* Aim of the task
Set down each line of the material that follows, exactly, with no pictures.

Start Given data

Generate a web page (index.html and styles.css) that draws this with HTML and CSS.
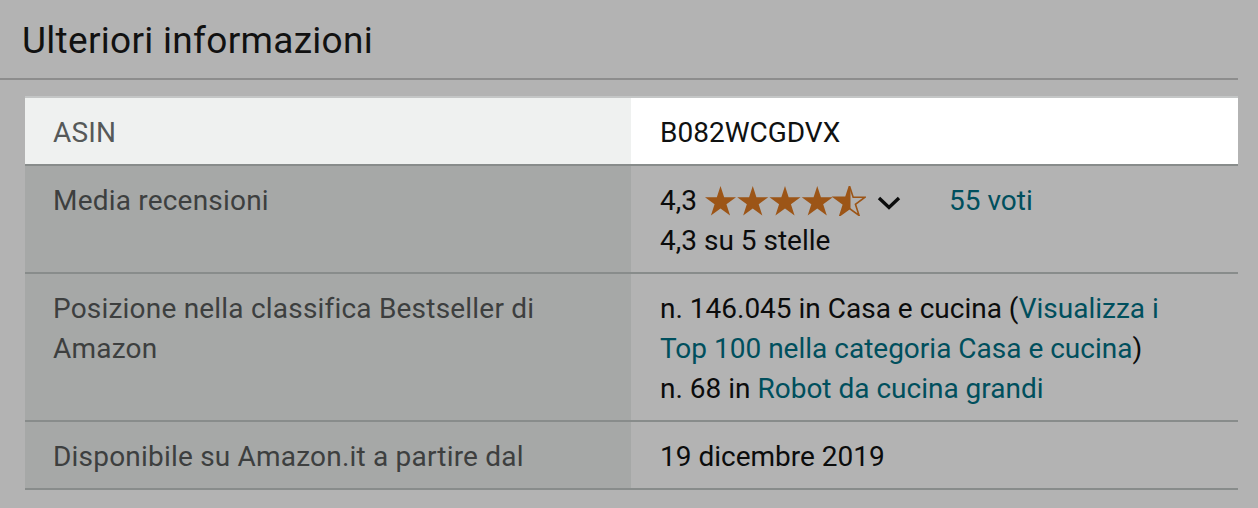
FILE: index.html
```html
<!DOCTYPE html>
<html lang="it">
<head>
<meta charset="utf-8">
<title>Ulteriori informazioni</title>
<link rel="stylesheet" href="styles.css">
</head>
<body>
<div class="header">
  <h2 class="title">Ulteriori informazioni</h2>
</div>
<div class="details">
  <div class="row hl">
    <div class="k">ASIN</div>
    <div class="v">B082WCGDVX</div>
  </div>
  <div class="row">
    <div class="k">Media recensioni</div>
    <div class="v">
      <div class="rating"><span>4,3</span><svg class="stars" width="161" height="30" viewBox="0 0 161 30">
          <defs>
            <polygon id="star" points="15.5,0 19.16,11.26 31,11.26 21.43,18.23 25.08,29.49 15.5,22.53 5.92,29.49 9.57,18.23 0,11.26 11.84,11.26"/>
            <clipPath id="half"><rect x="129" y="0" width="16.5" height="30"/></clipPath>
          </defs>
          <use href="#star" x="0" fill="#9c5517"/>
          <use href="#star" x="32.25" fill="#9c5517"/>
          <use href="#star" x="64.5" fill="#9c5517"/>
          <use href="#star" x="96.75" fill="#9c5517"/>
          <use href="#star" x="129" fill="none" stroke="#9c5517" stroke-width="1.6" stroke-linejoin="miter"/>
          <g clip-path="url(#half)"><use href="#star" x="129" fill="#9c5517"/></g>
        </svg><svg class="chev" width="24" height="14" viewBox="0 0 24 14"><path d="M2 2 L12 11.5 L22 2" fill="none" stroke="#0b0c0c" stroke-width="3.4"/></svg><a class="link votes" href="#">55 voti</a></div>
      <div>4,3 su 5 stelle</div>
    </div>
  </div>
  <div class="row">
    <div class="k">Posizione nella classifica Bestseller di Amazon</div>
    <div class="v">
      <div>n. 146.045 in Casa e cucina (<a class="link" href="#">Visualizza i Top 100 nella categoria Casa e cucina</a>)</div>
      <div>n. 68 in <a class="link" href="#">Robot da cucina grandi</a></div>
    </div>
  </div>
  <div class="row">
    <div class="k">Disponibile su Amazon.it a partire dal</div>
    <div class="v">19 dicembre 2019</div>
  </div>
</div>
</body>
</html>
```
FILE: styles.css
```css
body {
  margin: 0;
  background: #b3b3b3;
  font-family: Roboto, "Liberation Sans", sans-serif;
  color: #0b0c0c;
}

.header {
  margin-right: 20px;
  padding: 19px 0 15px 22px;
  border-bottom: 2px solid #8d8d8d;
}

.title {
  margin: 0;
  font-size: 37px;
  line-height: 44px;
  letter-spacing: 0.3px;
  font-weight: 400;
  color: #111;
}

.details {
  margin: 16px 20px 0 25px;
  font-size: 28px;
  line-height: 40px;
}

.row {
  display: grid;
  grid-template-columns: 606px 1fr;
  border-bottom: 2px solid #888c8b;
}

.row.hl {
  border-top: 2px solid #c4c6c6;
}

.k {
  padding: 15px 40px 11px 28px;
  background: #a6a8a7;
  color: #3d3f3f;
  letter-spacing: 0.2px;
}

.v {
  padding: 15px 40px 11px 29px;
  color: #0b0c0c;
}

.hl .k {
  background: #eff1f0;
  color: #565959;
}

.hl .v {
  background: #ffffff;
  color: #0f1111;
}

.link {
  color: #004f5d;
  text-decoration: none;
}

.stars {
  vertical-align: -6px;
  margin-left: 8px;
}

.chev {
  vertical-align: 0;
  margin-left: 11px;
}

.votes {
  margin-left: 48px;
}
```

End Given data

* Correct result
Generate a web page (index.html and styles.css) that draws this with HTML and CSS.
FILE: index.html
```html
<!DOCTYPE html>
<html lang="it">
<head>
<meta charset="utf-8">
<title>Ulteriori informazioni</title>
<link rel="stylesheet" href="styles.css">
</head>
<body>
<div class="header">
  <h2 class="title">Ulteriori informazioni</h2>
</div>
<div class="details">
  <div class="row hl">
    <div class="k">ASIN</div>
    <div class="v">B082WCGDVX</div>
  </div>
  <div class="row">
    <div class="k">Media recensioni</div>
    <div class="v">
      <div class="rating"><span>4,3</span><svg class="stars" width="161" height="30" viewBox="0 0 161 30">
          <defs>
            <polygon id="star" points="15.5,0 19.16,11.26 31,11.26 21.43,18.23 25.08,29.49 15.5,22.53 5.92,29.49 9.57,18.23 0,11.26 11.84,11.26"/>
            <clipPath id="half"><rect x="129" y="0" width="16.5" height="30"/></clipPath>
          </defs>
          <use href="#star" x="0" fill="#9c5517"/>
          <use href="#star" x="32.25" fill="#9c5517"/>
          <use href="#star" x="64.5" fill="#9c5517"/>
          <use href="#star" x="96.75" fill="#9c5517"/>
          <use href="#star" x="129" fill="none" stroke="#9c5517" stroke-width="1.6" stroke-linejoin="miter"/>
          <g clip-path="url(#half)"><use href="#star" x="129" fill="#9c5517"/></g>
        </svg><svg class="chev" width="24" height="14" viewBox="0 0 24 14"><path d="M2 2 L12 11.5 L22 2" fill="none" stroke="#0b0c0c" stroke-width="3.4"/></svg><a class="link votes" href="#">55 voti</a></div>
      <div>4,3 su 5 stelle</div>
    </div>
  </div>
  <div class="row">
    <div class="k">Posizione nella classifica Bestseller di Amazon</div>
    <div class="v">
      <div>n. 146.045 in Casa e cucina (<a class="link" href="#">Visualizza i Top 100 nella categoria Casa e cucina</a>)</div>
      <div>n. 68 in <a class="link" href="#">Robot da cucina grandi</a></div>
    </div>
  </div>
  <div class="row">
    <div class="k">Disponibile su Amazon.it a partire dal</div>
    <div class="v">19 dicembre 2019</div>
  </div>
</div>
</body>
</html>
```
FILE: styles.css
```css
body {
  margin: 0;
  background: #b3b3b3;
  font-family: Roboto, "Liberation Sans", sans-serif;
  color: #0b0c0c;
}

.header {
  margin-right: 20px;
  padding: 19px 0 15px 22px;
  border-bottom: 2px solid #8d8d8d;
}

.title {
  margin: 0;
  font-size: 37px;
  line-height: 44px;
  letter-spacing: 0.3px;
  font-weight: 400;
  color: #111;
}

.details {
  margin: 16px 20px 0 25px;
  font-size: 28px;
  line-height: 40px;
}

.row {
  display: grid;
  grid-template-columns: 606px 1fr;
  border-bottom: 2px solid #888c8b;
}

.row.hl {
  border-top: 2px solid #c4c6c6;
}

.k {
  padding: 15px 40px 11px 28px;
  background: #a6a8a7;
  color: #3d3f3f;
  letter-spacing: 0.2px;
}

.v {
  padding: 15px 40px 11px 29px;
  color: #0b0c0c;
}

.hl .k {
  background: #eff1f0;
  color: #565959;
}

.hl .v {
  background: #ffffff;
  color: #0f1111;
}

.link {
  color: #004f5d;
  text-decoration: none;
}

.stars {
  vertical-align: -6px;
  margin-left: 8px;
}

.chev {
  vertical-align: 0;
  margin-left: 11px;
}

.votes {
  margin-left: 48px;
}
```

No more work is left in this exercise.